Есть основания полагать, что в обыденном сознании карабахских армян воспринимается как данность ущербность и вредоносность женского, равно как полноценность и положительность мужского. Считается, что: «Образ женщины-носительницы смерти, зла довольно обычен для различных культур… Механизм связи состоит в следующем: сущностный признак фемининности – vagina – обладает всеми атрибутами раны, метафорически отождествляемой со смертью (отверстие, кровоточащее после дефлорации и в период менструаций)» 110 . Как отголосок этих представлений, добрая весть (xer xabar) и сейчас обозначается как ‘мальчик’, в то время как дурная весть (sar xabar) – ‘девочка’. Обычно спрашивают – ты мальчик или девочка, подразумевая, ты с доброй вестью или дурной?
110
Кузнецов И.В. Указ. соч. С. 57-58.
Один из хрестоматийных примеров гендерной дихотомии – принятые в языке формулы для холостяка (azap’) и запоздавшей с замужеством женщины, «старой девы» (tan? mnac’ac – букв. ‘оставшаяся дома’), носящие неприкрыто оценочный характер. Первая, «мужская», характеристика окрашена положительно, вторая, «женская», намекает на анормальность ситуации. Это подразумевает в обыденном коллективном сознании, что мужчина сам не желает обременять себя брачными узами, а женщина осталась за пределами поля выбора.
«Некорректность» языка явно проступает и в выражении категорий бесплодия для женщин и мужчин. Бесплодных женщин называют c’perk’, songsuz (пропускаем здесь огромное количество метафорических и метонимических обозначений), для мужчин слов такого класса не существует. Предполагается, что мужчина не может быть носителем причины бесплодия, он – «полноценен». Интересно, что сами жены рьяно (и сознательно) поддерживают заблуждение общества относительно её бесплодности, таким образом, ограждая мужа от насмешек, которые наносят символический ущерб всей семье и роду. Здесь снова встает вопрос конфликта практических разрешений и канонических норм, который в принципе не может не вставать ввиду ирреальной категоричности последних 111 .
111
В недавнем прошлом (конец XIX в.), если все же становилось ясно, что мужчина «повинен» в бесплодии пары, старшая женщина в семье предпринимала попытку разрешить ситуацию, подослав к снохе одного из братьев мужа. Действо обставлялось специальным образом, превращаясь почти в социальный акт для его непосредственных участников. На лицо женщины накидывался платок, чтобы она не видела того, с кем это происходит. «Донор» также отказывался от наблюдения процесса. При этом соблюдалась полная конфиденциальность, секрет оставался в семье. Более поздняя, демократизированная форма разрешения такого рода проблемы – знахарка-повитуха (tatmar) от имени бога нашептывала «больной» женщине совет вступить в связь «на стороне» с целью забеременеть.

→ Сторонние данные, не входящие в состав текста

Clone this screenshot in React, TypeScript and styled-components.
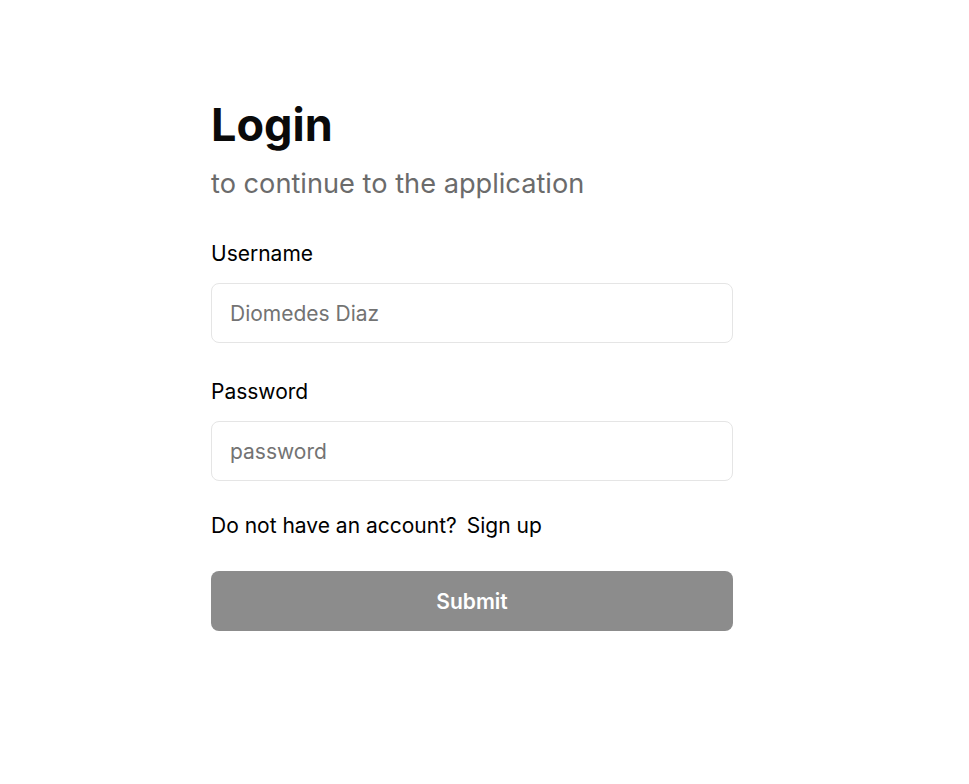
import React from "react";
import styled, { createGlobalStyle } from "styled-components";

const Global = createGlobalStyle`
  html, body { margin: 0; padding: 0; background: #ffffff; }
  body { font-family: Inter, "Noto Sans", sans-serif; color: #000; }
  * { box-sizing: border-box; }
`;

const Page = styled.main`
  display: flex;
  padding: 98px 0 0 211px;
`;

const Form = styled.form`
  width: 522px;
  display: flex;
  flex-direction: column;
`;

const Title = styled.h1`
  margin: 0;
  font-size: 45px;
  font-weight: 700;
  line-height: 54px;
  color: #0a0a0a;
`;

const Subtitle = styled.p`
  margin: 16px 0 0;
  font-size: 27.2px;
  line-height: 32px;
  color: #6b6b6b;
`;

const Field = styled.div`
  display: flex;
  flex-direction: column;
  gap: 17px;
  margin-top: ${(p: { $top: number }) => p.$top}px;
`;

const Label = styled.label`
  font-size: 21px;
  line-height: 24px;
  color: #000;
`;

const Input = styled.input`
  width: 100%;
  height: 60px;
  padding: 0 18px;
  border: 1px solid #e5e5e5;
  border-radius: 8px;
  font-family: Inter, "Noto Sans", sans-serif;
  font-size: 21px;
  color: #000;
  background: #fff;
  outline: none;
  &::placeholder { color: #737373; }
`;

const SignupRow = styled.p`
  margin: 33px 0 0;
  font-size: 21px;
  line-height: 24px;
  display: flex;
  gap: 10px;
`;

const SignupLink = styled.a`
  color: #000;
  text-decoration: none;
`;

const Submit = styled.button`
  margin-top: 33px;
  height: 60px;
  border: none;
  border-radius: 8px;
  background: #8c8c8c;
  color: #fff;
  font-family: Inter, "Noto Sans", sans-serif;
  font-size: 21px;
  font-weight: 600;
`;

export default function App() {
  return (
    <>
      <Global />
      <Page>
        <Form onSubmit={(e) => e.preventDefault()}>
          <Title>Login</Title>
          <Subtitle>to continue to the application</Subtitle>
          <Field $top={42}>
            <Label htmlFor="username">Username</Label>
            <Input id="username" placeholder="Diomedes Diaz" />
          </Field>
          <Field $top={37}>
            <Label htmlFor="password">Password</Label>
            <Input id="password" type="password" placeholder="password" />
          </Field>
          <SignupRow>
            <span>Do not have an account?</span>
            <SignupLink href="#">Sign up</SignupLink>
          </SignupRow>
          <Submit type="submit" disabled>Submit</Submit>
        </Form>
      </Page>
    </>
  );
}
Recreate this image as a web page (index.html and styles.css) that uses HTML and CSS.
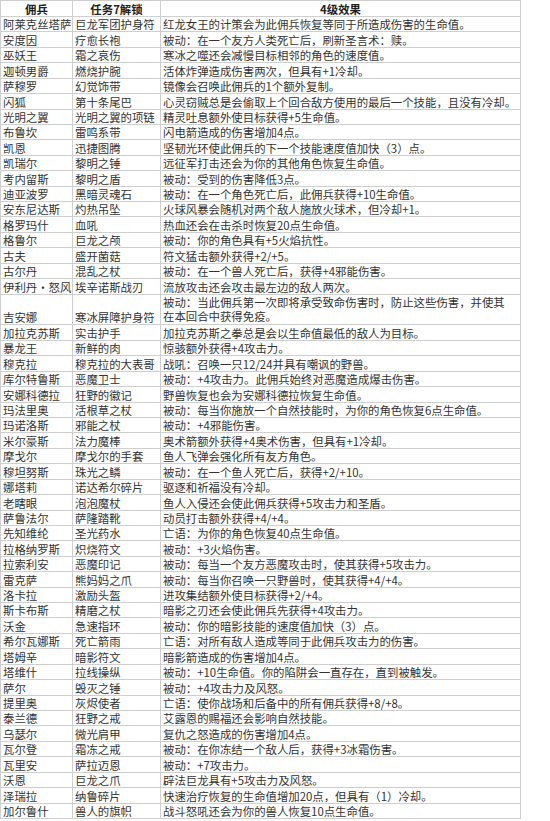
FILE: index.html
```html
<!DOCTYPE html>
<html lang="zh-CN">
<head>
<meta charset="utf-8">
<title>佣兵 4级效果</title>
<link rel="stylesheet" href="styles.css">
</head>
<body>
<div class="sheet">
<div class="row head"><div class="cell">佣兵</div><div class="cell">任务7解锁</div><div class="cell">4级效果</div></div>
<div class="row"><div class="cell">阿莱克丝塔萨</div><div class="cell">巨龙军团护身符</div><div class="cell">红龙女王的计策会为此佣兵恢复等同于所造成伤害的生命值。</div></div>
<div class="row"><div class="cell">安度因</div><div class="cell">疗愈长袍</div><div class="cell">被动：在一个友方人类死亡后，刷新圣言术：赎。</div></div>
<div class="row"><div class="cell">巫妖王</div><div class="cell">霜之哀伤</div><div class="cell">寒冰之噬还会减慢目标相邻的角色的速度值。</div></div>
<div class="row"><div class="cell">迦顿男爵</div><div class="cell">燃烧护腕</div><div class="cell">活体炸弹造成伤害两次，但具有+1冷却。</div></div>
<div class="row"><div class="cell">萨穆罗</div><div class="cell">幻觉饰带</div><div class="cell">镜像会召唤此佣兵的1个额外复制。</div></div>
<div class="row"><div class="cell">闪狐</div><div class="cell">第十条尾巴</div><div class="cell">心灵窃贼总是会偷取上个回合敌方使用的最后一个技能，且没有冷却。</div></div>
<div class="row"><div class="cell">光明之翼</div><div class="cell">光明之翼的项链</div><div class="cell">精灵吐息额外使目标获得+5生命值。</div></div>
<div class="row"><div class="cell">布鲁坎</div><div class="cell">雷鸣系带</div><div class="cell">闪电箭造成的伤害增加4点。</div></div>
<div class="row"><div class="cell">凯恩</div><div class="cell">迅捷图腾</div><div class="cell">坚韧光环使此佣兵的下一个技能速度值加快（3）点。</div></div>
<div class="row"><div class="cell">凯瑞尔</div><div class="cell">黎明之锤</div><div class="cell">远征军打击还会为你的其他角色恢复生命值。</div></div>
<div class="row"><div class="cell">考内留斯</div><div class="cell">黎明之盾</div><div class="cell">被动：受到的伤害降低3点。</div></div>
<div class="row"><div class="cell">迪亚波罗</div><div class="cell">黑暗灵魂石</div><div class="cell">被动：在一个角色死亡后，此佣兵获得+10生命值。</div></div>
<div class="row"><div class="cell">安东尼达斯</div><div class="cell">灼热吊坠</div><div class="cell">火球风暴会随机对两个敌人施放火球术，但冷却+1。</div></div>
<div class="row"><div class="cell">格罗玛什</div><div class="cell">血吼</div><div class="cell">热血还会在击杀时恢复20点生命值。</div></div>
<div class="row"><div class="cell">格鲁尔</div><div class="cell">巨龙之颅</div><div class="cell">被动：你的角色具有+5火焰抗性。</div></div>
<div class="row"><div class="cell">古夫</div><div class="cell">盛开菌菇</div><div class="cell">符文猛击额外获得+2/+5。</div></div>
<div class="row"><div class="cell">古尔丹</div><div class="cell">混乱之杖</div><div class="cell">被动：在一个兽人死亡后，获得+4邪能伤害。</div></div>
<div class="row"><div class="cell">伊利丹·怒风</div><div class="cell">埃辛诺斯战刃</div><div class="cell">流放攻击还会攻击最左边的敌人两次。</div></div>
<div class="row tall"><div class="cell">吉安娜</div><div class="cell">寒冰屏障护身符</div><div class="cell wrap">被动：当此佣兵第一次即将承受致命伤害时，防止这些伤害，并使其<br>在本回合中获得免疫。</div></div>
<div class="row"><div class="cell">加拉克苏斯</div><div class="cell">实击护手</div><div class="cell">加拉克苏斯之拳总是会以生命值最低的敌人为目标。</div></div>
<div class="row"><div class="cell">暴龙王</div><div class="cell">新鲜的肉</div><div class="cell">惊骇额外获得+4攻击力。</div></div>
<div class="row"><div class="cell">穆克拉</div><div class="cell">穆克拉的大表哥</div><div class="cell">战吼：召唤一只12/24并具有嘲讽的野兽。</div></div>
<div class="row"><div class="cell">库尔特鲁斯</div><div class="cell">恶魔卫士</div><div class="cell">被动：+4攻击力。此佣兵始终对恶魔造成爆击伤害。</div></div>
<div class="row"><div class="cell">安娜科德拉</div><div class="cell">狂野的徽记</div><div class="cell">野兽恢复也会为安娜科德拉恢复生命值。</div></div>
<div class="row"><div class="cell">玛法里奥</div><div class="cell">活根草之杖</div><div class="cell">被动：每当你施放一个自然技能时，为你的角色恢复6点生命值。</div></div>
<div class="row"><div class="cell">玛诺洛斯</div><div class="cell">邪能之杖</div><div class="cell">被动：+4邪能伤害。</div></div>
<div class="row"><div class="cell">米尔豪斯</div><div class="cell">法力魔棒</div><div class="cell">奥术箭额外获得+4奥术伤害，但具有+1冷却。</div></div>
<div class="row"><div class="cell">摩戈尔</div><div class="cell">摩戈尔的手套</div><div class="cell">鱼人飞弹会强化所有友方角色。</div></div>
<div class="row"><div class="cell">穆坦努斯</div><div class="cell">珠光之鳞</div><div class="cell">被动：在一个鱼人死亡后，获得+2/+10。</div></div>
<div class="row"><div class="cell">娜塔莉</div><div class="cell">诺达希尔碎片</div><div class="cell">驱逐和祈福没有冷却。</div></div>
<div class="row"><div class="cell">老瞎眼</div><div class="cell">泡泡魔杖</div><div class="cell">鱼人入侵还会使此佣兵获得+5攻击力和圣盾。</div></div>
<div class="row"><div class="cell">萨鲁法尔</div><div class="cell">萨隆踏靴</div><div class="cell">动员打击额外获得+4/+4。</div></div>
<div class="row"><div class="cell">先知维纶</div><div class="cell">圣光药水</div><div class="cell">亡语：为你的角色恢复40点生命值。</div></div>
<div class="row"><div class="cell">拉格纳罗斯</div><div class="cell">炽烧符文</div><div class="cell">被动：+3火焰伤害。</div></div>
<div class="row"><div class="cell">拉索利安</div><div class="cell">恶魔印记</div><div class="cell">被动：每当一个友方恶魔攻击时，使其获得+5攻击力。</div></div>
<div class="row"><div class="cell">雷克萨</div><div class="cell">熊妈妈之爪</div><div class="cell">被动：每当你召唤一只野兽时，使其获得+4/+4。</div></div>
<div class="row"><div class="cell">洛卡拉</div><div class="cell">激励头盔</div><div class="cell">进攻集结额外使目标获得+2/+4。</div></div>
<div class="row"><div class="cell">斯卡布斯</div><div class="cell">精磨之杖</div><div class="cell">暗影之刃还会使此佣兵先获得+4攻击力。</div></div>
<div class="row"><div class="cell">沃金</div><div class="cell">急速指环</div><div class="cell">被动：你的暗影技能的速度值加快（3）点。</div></div>
<div class="row"><div class="cell">希尔瓦娜斯</div><div class="cell">死亡箭雨</div><div class="cell">亡语：对所有敌人造成等同于此佣兵攻击力的伤害。</div></div>
<div class="row"><div class="cell">塔姆辛</div><div class="cell">暗影符文</div><div class="cell">暗影箭造成的伤害增加4点。</div></div>
<div class="row"><div class="cell">塔维什</div><div class="cell">拉线操纵</div><div class="cell">被动：+10生命值。你的陷阱会一直存在，直到被触发。</div></div>
<div class="row"><div class="cell">萨尔</div><div class="cell">毁灭之锤</div><div class="cell">被动：+4攻击力及风怒。</div></div>
<div class="row"><div class="cell">提里奥</div><div class="cell">灰烬使者</div><div class="cell">亡语：使你战场和后备中的所有佣兵获得+8/+8。</div></div>
<div class="row"><div class="cell">泰兰德</div><div class="cell">狂野之戒</div><div class="cell">艾露恩的赐福还会影响自然技能。</div></div>
<div class="row"><div class="cell">乌瑟尔</div><div class="cell">微光肩甲</div><div class="cell">复仇之怒造成的伤害增加4点。</div></div>
<div class="row"><div class="cell">瓦尔登</div><div class="cell">霜冻之戒</div><div class="cell">被动：在你冻结一个敌人后，获得+3冰霜伤害。</div></div>
<div class="row"><div class="cell">瓦里安</div><div class="cell">萨拉迈恩</div><div class="cell">被动：+7攻击力。</div></div>
<div class="row"><div class="cell">沃恩</div><div class="cell">巨龙之爪</div><div class="cell">辟法巨龙具有+5攻击力及风怒。</div></div>
<div class="row"><div class="cell">泽瑞拉</div><div class="cell">纳鲁碎片</div><div class="cell">快速治疗恢复的生命值增加20点，但具有（1）冷却。</div></div>
<div class="row"><div class="cell">加尔鲁什</div><div class="cell">兽人的旗帜</div><div class="cell">战斗怒吼还会为你的兽人恢复10点生命值。</div></div>
</div>
</body>
</html>
```

FILE: styles.css
```css
html, body {
  margin: 0;
  padding: 0;
  background: #ffffff;
}
body {
  font-family: "Noto Sans CJK SC", "Microsoft YaHei", sans-serif;
  font-size: 11.4px;
  color: #333333;
}
.sheet {
  width: 521px;
  border-left: 1px solid #cfcfcf;
  border-top: 1px solid #cfcfcf;
  box-sizing: border-box;
}
.row {
  display: grid;
  grid-template-columns: 72px 88px 360px;
  height: 15.43px;
  box-sizing: border-box;
  border-bottom: 1px solid #cfcfcf;
}
.row.head {
  height: 16px;
  font-weight: bold;
  text-align: center;
  color: #222222;
}
.row.tall {
  height: 30.86px;
}
.cell {
  border-right: 1px solid #cfcfcf;
  padding: 0 0 0 2px;
  white-space: nowrap;
  overflow: hidden;
  display: flex;
  align-items: flex-end;
  line-height: 14px;
}
.head .cell {
  justify-content: center;
  padding: 0;
}
.cell.wrap {
  white-space: normal;
  display: block;
  line-height: 14.5px;
}
```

В связи с актуализацией за последние десять лет военно-героической риторики внимание привлекает обозначение у людей таких свойств, как смелость и отвага. Женщин, отличившихся этими качествами, называют в порядке высшей похвалы tlamard-k?neg’, что буквально означает ‘мужчина-женщина’. В аналогичной ситуации, когда речь идет об отважном мужчине, используется тавтология tlamard-tla – ‘мужчина-мужчина’, понимая под этим «настоящий мужчина», биологически и по духовной силе. Такое обозначение маркирует установившееся мнение об исключительно мужском характере доблести и героизма.